→ **PROMPT**:
Print exactly the lines from the first one down to the line that contains "const BLUE = '#678bab';", both included, and skip the pictures.

--- start of DATASET SECTION ---

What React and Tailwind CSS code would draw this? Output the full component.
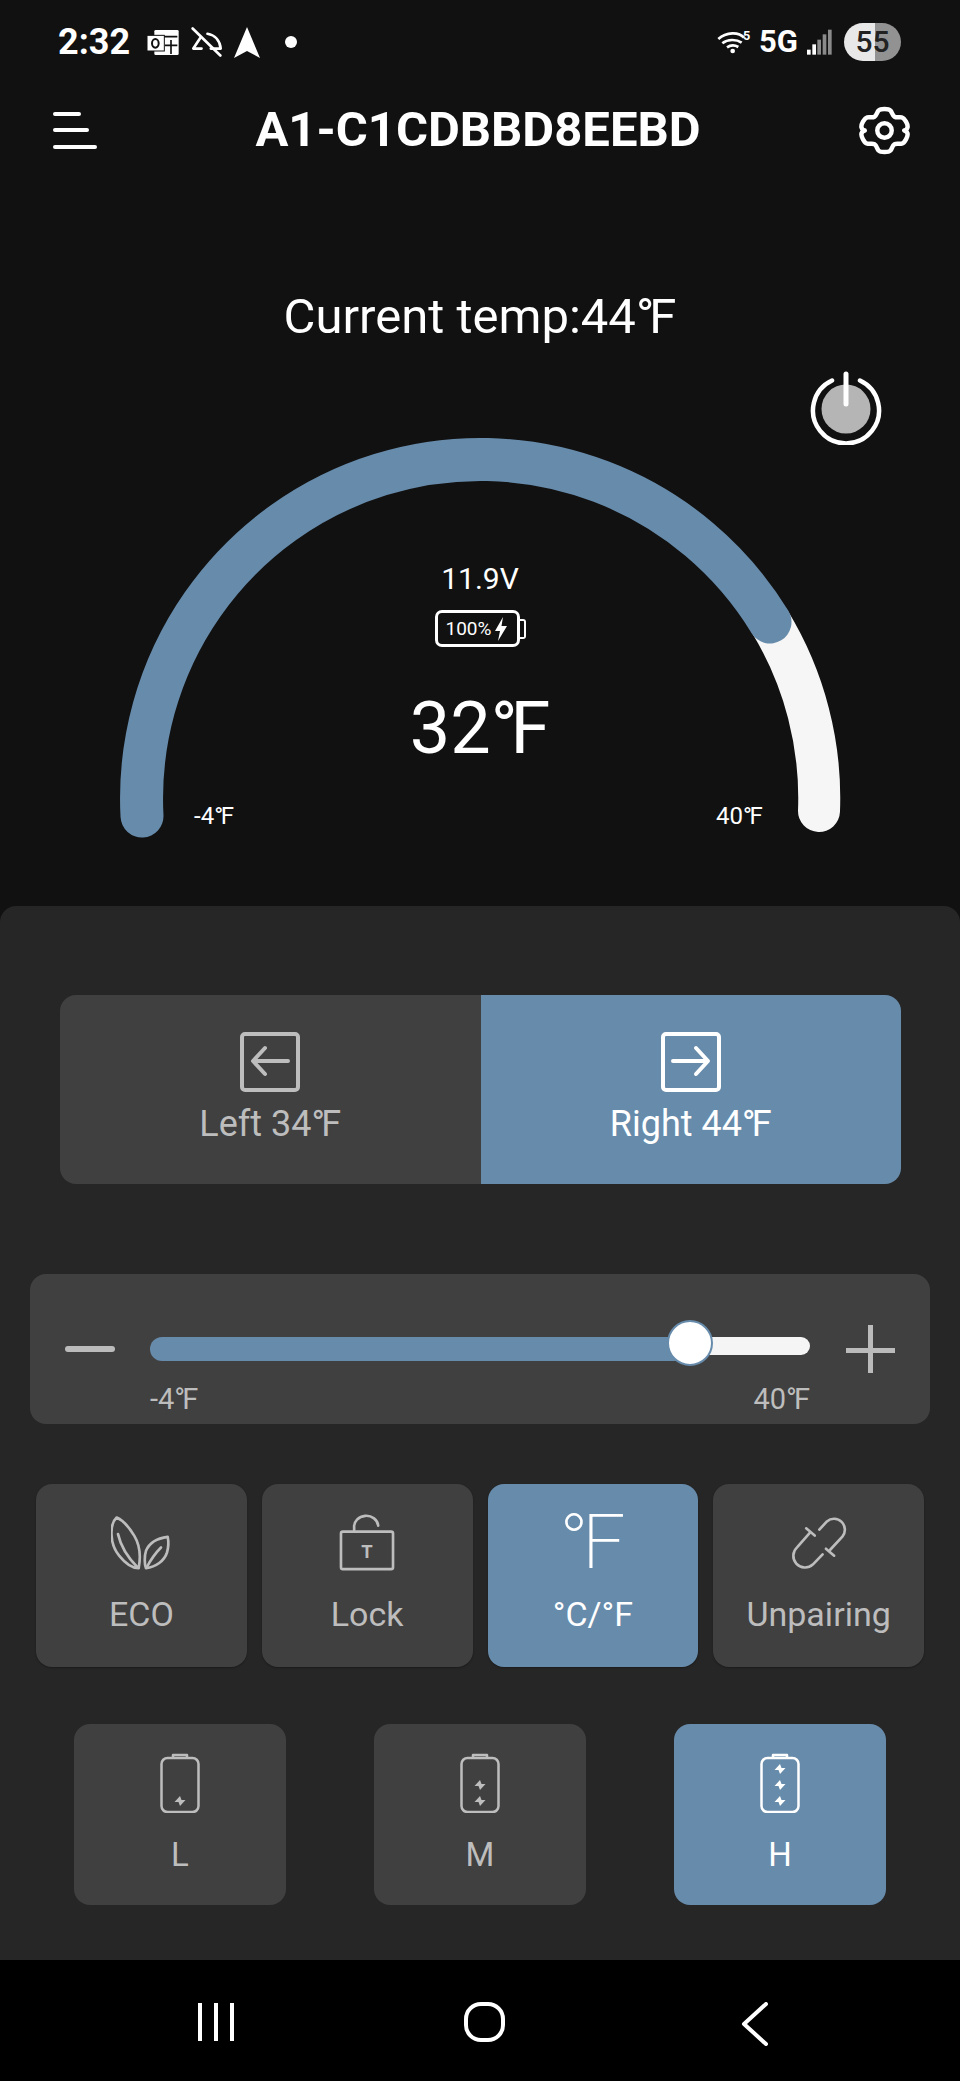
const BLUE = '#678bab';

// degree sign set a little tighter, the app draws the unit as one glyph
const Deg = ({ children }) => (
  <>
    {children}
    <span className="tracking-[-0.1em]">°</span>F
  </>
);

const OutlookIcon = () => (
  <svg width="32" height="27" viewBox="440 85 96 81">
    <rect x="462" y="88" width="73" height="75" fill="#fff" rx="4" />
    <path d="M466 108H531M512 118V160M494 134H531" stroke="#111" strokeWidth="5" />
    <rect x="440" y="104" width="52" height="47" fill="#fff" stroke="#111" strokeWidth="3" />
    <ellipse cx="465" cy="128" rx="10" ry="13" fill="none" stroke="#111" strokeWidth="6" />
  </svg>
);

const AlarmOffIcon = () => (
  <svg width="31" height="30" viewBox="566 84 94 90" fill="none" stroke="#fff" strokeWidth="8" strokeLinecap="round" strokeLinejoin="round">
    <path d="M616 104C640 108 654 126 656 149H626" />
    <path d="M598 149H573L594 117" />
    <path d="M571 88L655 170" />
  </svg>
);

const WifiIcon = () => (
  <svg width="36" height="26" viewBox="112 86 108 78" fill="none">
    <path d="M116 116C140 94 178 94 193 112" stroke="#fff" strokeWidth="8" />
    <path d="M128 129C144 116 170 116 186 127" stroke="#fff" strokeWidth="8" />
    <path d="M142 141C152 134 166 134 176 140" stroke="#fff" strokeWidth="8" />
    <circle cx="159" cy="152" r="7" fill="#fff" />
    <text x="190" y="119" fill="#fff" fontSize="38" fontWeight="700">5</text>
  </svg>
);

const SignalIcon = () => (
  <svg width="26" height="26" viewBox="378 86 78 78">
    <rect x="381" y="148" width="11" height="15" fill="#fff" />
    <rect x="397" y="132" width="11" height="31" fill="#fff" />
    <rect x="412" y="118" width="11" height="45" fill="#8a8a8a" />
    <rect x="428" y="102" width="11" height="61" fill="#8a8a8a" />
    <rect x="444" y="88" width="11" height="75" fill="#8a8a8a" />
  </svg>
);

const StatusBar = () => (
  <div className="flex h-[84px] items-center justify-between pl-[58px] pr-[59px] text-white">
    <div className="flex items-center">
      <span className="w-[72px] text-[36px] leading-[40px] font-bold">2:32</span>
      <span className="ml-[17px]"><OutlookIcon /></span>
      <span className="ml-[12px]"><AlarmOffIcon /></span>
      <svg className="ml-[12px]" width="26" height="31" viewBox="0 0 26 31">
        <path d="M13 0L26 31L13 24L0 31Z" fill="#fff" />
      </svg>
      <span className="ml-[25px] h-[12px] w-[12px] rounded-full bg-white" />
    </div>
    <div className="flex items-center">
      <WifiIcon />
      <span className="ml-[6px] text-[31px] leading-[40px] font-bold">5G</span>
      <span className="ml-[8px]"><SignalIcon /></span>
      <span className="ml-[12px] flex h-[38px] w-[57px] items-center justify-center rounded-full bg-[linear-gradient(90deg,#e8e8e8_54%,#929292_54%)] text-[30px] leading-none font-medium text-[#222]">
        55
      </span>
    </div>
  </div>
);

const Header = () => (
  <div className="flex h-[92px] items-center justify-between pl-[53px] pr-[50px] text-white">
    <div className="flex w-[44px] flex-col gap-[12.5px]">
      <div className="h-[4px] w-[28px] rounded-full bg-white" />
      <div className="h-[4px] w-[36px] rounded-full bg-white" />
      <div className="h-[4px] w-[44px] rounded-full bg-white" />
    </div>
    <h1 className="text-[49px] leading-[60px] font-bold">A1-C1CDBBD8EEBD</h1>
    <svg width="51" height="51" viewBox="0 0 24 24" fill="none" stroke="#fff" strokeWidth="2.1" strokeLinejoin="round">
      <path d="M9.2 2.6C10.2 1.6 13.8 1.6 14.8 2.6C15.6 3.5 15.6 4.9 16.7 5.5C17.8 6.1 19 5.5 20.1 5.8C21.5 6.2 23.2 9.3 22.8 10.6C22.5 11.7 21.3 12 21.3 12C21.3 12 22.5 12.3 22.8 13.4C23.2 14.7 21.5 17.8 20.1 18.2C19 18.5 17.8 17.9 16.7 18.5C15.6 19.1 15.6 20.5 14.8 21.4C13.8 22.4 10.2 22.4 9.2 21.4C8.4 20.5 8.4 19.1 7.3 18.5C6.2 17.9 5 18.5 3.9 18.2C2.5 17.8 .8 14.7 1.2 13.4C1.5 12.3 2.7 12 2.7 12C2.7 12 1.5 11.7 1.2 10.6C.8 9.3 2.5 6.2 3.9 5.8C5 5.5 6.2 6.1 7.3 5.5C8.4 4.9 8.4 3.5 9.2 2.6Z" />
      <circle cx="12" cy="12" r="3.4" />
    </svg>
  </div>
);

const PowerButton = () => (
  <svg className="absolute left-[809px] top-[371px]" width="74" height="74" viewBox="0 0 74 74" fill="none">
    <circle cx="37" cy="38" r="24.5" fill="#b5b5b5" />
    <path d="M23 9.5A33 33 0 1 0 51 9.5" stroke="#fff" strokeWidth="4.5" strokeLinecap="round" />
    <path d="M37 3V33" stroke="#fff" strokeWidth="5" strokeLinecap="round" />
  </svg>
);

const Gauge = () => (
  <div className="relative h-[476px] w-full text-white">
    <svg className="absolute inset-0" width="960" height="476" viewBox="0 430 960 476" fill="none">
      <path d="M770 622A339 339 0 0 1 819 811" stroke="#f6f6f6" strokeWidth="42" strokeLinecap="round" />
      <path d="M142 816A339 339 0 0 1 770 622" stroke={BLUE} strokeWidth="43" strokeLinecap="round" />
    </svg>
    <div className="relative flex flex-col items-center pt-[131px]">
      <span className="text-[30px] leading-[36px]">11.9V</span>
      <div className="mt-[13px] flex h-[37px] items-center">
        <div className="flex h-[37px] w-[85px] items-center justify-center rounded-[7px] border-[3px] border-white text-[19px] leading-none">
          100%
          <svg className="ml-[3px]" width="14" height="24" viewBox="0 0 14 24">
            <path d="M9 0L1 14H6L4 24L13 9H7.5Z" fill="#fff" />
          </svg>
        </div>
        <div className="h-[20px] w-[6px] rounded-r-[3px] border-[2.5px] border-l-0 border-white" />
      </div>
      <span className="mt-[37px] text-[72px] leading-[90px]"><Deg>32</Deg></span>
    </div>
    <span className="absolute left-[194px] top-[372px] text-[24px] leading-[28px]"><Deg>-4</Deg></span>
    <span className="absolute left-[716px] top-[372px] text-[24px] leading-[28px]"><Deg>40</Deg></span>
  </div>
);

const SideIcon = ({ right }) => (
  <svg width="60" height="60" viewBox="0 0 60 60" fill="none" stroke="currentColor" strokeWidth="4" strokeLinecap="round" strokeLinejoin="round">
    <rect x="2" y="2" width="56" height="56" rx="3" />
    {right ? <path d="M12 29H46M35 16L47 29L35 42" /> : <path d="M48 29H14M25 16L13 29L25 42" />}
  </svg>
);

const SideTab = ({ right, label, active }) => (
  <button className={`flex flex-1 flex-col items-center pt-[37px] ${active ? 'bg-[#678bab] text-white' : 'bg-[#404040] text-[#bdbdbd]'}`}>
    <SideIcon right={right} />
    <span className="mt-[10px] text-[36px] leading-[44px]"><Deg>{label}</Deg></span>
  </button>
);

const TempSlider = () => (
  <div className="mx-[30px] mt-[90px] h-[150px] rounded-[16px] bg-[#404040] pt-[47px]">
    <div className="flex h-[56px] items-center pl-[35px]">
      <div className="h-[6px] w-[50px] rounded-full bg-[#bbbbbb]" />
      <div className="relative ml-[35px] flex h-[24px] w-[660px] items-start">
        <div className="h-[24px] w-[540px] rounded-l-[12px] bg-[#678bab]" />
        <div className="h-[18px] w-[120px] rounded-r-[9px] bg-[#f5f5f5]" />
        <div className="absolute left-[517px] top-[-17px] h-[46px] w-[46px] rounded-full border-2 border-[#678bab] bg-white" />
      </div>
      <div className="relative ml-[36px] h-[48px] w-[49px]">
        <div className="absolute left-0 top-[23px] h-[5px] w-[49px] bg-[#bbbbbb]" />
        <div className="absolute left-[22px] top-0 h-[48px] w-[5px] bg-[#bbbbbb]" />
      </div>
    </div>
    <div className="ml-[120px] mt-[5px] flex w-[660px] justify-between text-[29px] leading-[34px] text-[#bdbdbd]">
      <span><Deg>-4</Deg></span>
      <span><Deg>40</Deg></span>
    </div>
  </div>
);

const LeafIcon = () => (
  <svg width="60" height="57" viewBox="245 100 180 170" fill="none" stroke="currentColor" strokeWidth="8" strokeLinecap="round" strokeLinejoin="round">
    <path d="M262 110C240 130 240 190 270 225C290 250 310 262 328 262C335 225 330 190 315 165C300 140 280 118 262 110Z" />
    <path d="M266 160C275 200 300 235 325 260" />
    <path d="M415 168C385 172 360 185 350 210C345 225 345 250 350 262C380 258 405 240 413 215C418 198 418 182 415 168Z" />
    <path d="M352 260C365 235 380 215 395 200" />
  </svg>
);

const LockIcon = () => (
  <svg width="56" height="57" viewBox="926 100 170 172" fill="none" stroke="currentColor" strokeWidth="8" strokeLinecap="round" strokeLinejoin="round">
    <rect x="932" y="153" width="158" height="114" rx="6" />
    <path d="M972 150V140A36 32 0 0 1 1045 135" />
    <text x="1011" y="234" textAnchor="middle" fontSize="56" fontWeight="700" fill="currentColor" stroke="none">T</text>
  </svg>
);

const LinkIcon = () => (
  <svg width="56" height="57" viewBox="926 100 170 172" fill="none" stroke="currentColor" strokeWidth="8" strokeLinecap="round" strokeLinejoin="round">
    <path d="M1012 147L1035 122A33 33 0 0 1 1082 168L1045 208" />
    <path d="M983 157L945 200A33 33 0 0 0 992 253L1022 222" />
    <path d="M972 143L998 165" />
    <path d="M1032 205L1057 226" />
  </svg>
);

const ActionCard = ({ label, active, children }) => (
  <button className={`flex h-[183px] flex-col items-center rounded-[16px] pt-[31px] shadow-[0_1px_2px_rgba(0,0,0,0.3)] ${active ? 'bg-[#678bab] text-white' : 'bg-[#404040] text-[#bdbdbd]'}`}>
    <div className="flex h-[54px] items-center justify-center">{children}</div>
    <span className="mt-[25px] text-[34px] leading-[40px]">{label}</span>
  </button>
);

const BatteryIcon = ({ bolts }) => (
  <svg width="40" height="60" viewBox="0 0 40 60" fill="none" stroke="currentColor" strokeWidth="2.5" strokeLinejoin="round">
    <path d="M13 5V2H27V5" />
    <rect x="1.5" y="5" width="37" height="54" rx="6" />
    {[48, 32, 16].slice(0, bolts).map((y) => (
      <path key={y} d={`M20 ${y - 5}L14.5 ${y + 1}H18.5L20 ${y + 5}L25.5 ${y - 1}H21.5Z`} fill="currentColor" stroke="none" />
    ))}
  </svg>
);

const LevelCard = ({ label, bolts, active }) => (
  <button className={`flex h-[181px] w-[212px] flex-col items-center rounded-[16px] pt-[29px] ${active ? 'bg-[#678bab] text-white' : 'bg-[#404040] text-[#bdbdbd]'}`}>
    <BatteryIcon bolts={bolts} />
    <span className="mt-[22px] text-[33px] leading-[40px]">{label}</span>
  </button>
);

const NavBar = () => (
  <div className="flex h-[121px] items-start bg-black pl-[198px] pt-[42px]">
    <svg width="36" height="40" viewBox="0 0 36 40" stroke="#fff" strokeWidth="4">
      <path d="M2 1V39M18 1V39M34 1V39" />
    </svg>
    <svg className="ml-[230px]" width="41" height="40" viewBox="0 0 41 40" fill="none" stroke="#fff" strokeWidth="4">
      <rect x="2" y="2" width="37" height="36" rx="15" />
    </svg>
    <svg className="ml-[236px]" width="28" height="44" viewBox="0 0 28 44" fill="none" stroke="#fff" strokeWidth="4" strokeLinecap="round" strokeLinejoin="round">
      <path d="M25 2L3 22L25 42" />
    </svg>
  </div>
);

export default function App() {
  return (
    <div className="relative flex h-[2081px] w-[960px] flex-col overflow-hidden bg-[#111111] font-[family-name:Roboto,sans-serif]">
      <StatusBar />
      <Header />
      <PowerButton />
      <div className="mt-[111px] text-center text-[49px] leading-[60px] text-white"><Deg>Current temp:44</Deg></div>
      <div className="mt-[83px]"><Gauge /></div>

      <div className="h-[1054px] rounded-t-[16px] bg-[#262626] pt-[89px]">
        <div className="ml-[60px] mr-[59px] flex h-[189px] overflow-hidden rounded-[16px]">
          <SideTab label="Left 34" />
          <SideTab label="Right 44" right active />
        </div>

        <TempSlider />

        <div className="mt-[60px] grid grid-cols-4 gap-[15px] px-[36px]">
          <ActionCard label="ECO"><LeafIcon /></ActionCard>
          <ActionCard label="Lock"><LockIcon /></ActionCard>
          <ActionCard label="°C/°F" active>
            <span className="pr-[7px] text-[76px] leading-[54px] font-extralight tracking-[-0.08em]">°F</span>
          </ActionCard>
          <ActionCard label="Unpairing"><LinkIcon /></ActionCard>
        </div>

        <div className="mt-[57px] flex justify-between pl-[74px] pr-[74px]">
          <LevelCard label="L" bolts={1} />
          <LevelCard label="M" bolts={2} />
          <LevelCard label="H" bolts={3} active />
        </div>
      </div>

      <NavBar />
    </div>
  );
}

--- end of DATASET SECTION ---

→ **ANSWER BELOW**:
What React and Tailwind CSS code would draw this? Output the full component.
const BLUE = '#678bab';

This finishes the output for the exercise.